Buy local, think globally.


----------



## tangerineowl (Sep 1, 2012)

If you're local, then Firefly all day.

Its my 50th next week and while I recently built up my ti 'bike for life', my present is going to be an even lighter wheelset; carbon this time 

Happy hunting!


----------



## Jay Strongbow (May 8, 2010)

Trek_5200 said:


> I was very pleased with my firefly build. I did not wait six months. my wait time was several weeks. It's an option but you pay extra for it. In my case I didn't want to wait a year and the pay-up was reasonable in my view.
> 
> Personally my choice was between Seven and Firefly. I think they both make great bikes. What distinguishes the two are the finishes. Seven just looks nicer and will do things Seven will not such as anodized treatment or nicer drop-outs. Both ride great and the welds and frame construction are top notch
> 
> *Firefly does the majority of its bikes custom. Moots does the majority of its bikes spec. Very different process , very different design philosophy. Both are good builders, but I think Firefly and even a Seven which I threw in are a bit more special. The way they approach bike building is a little more focused on working with the customer*


That's pretty much my understanding of the difference between the two also. 

I'm local to Firefly and considered them but in the end choose Seven. I probably would have anyway but the wait time difference made the decision a lot easier.

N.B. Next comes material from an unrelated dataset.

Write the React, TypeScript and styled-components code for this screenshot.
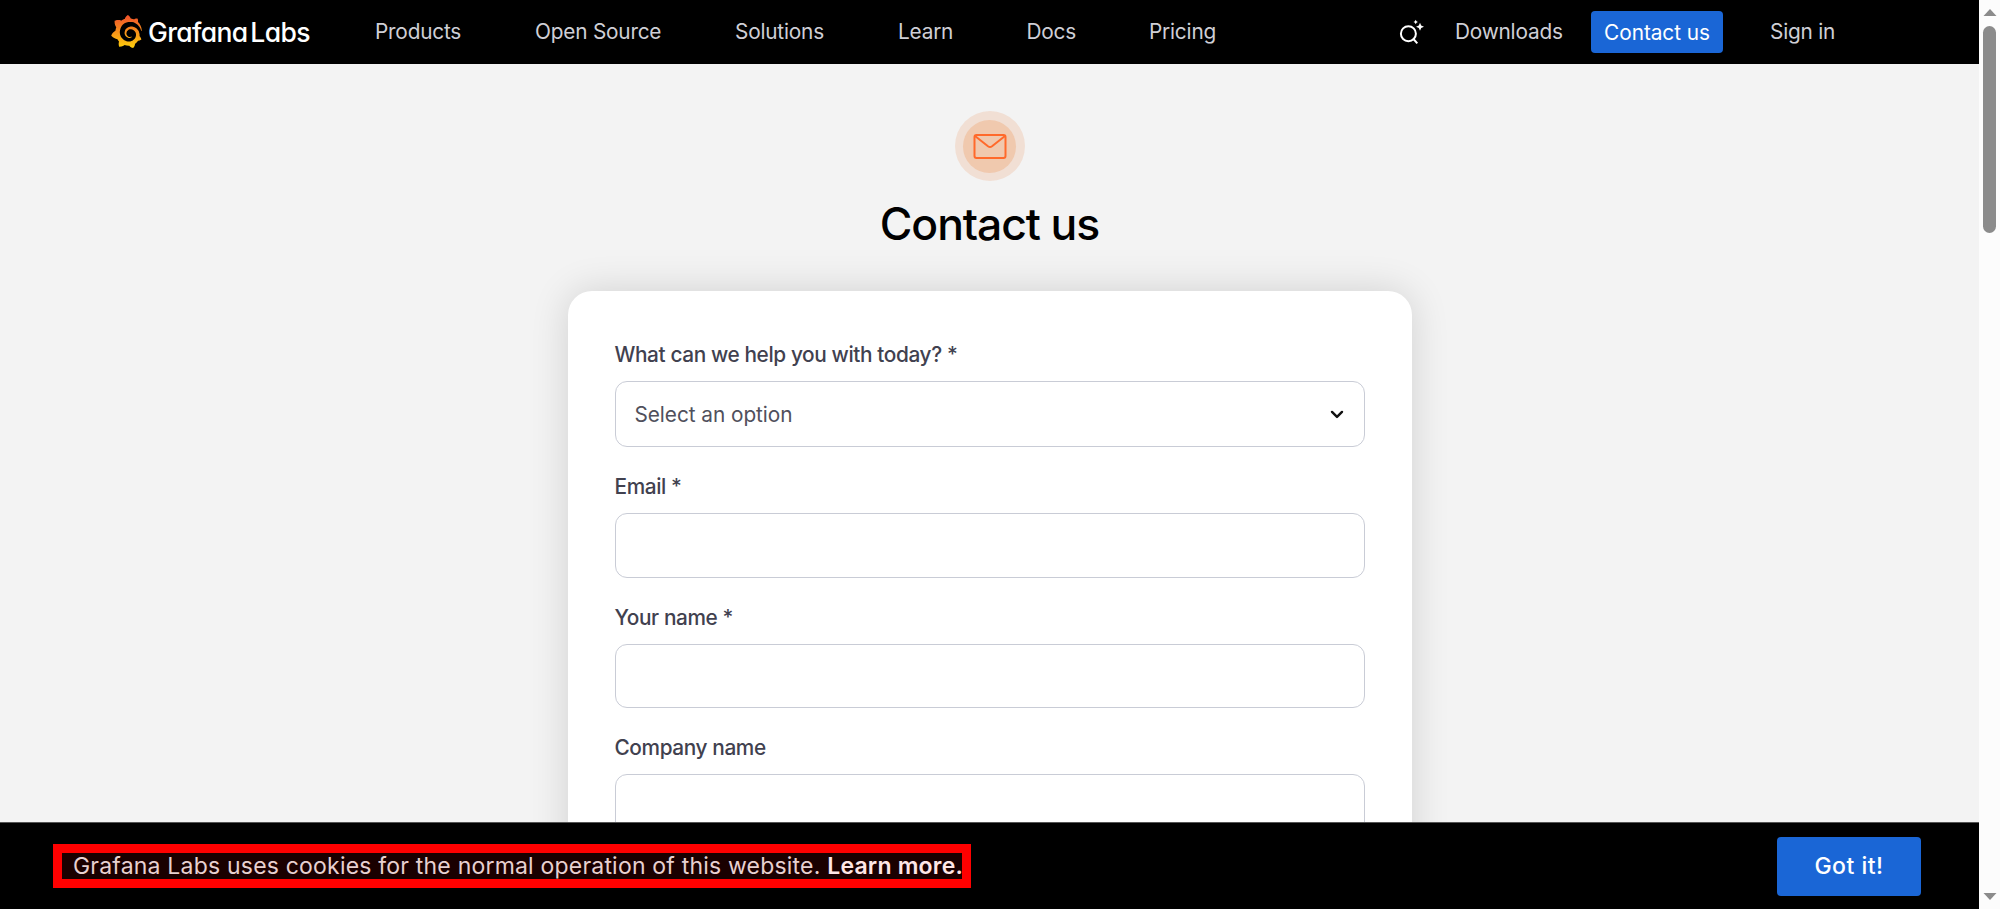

Seven is also local to Boston. Which, because they sell though shops may not mean a lot. But if you were to buy at Ride Studio Cafe in Lexington or Ride Headquarters in Sherborn you're essentially working directly with Seven. The questions I had were answered by the owner of Seven for example because he puts in hours at those shops. And regardless, once the measurements and stuff is done there is communication directly with the factory, if you want.

Not trying to push Seven over FF on you. But I think they should be in the conversation. More so than Moots I think. Not that I know or have ever heard anything negative about Moots though.


----------



## Ydris (Feb 8, 2018)

There backlog is 15 months at the moment.


----------



## Jay Strongbow (May 8, 2010)

Ydris said:


> There backlog is 15 months at the moment.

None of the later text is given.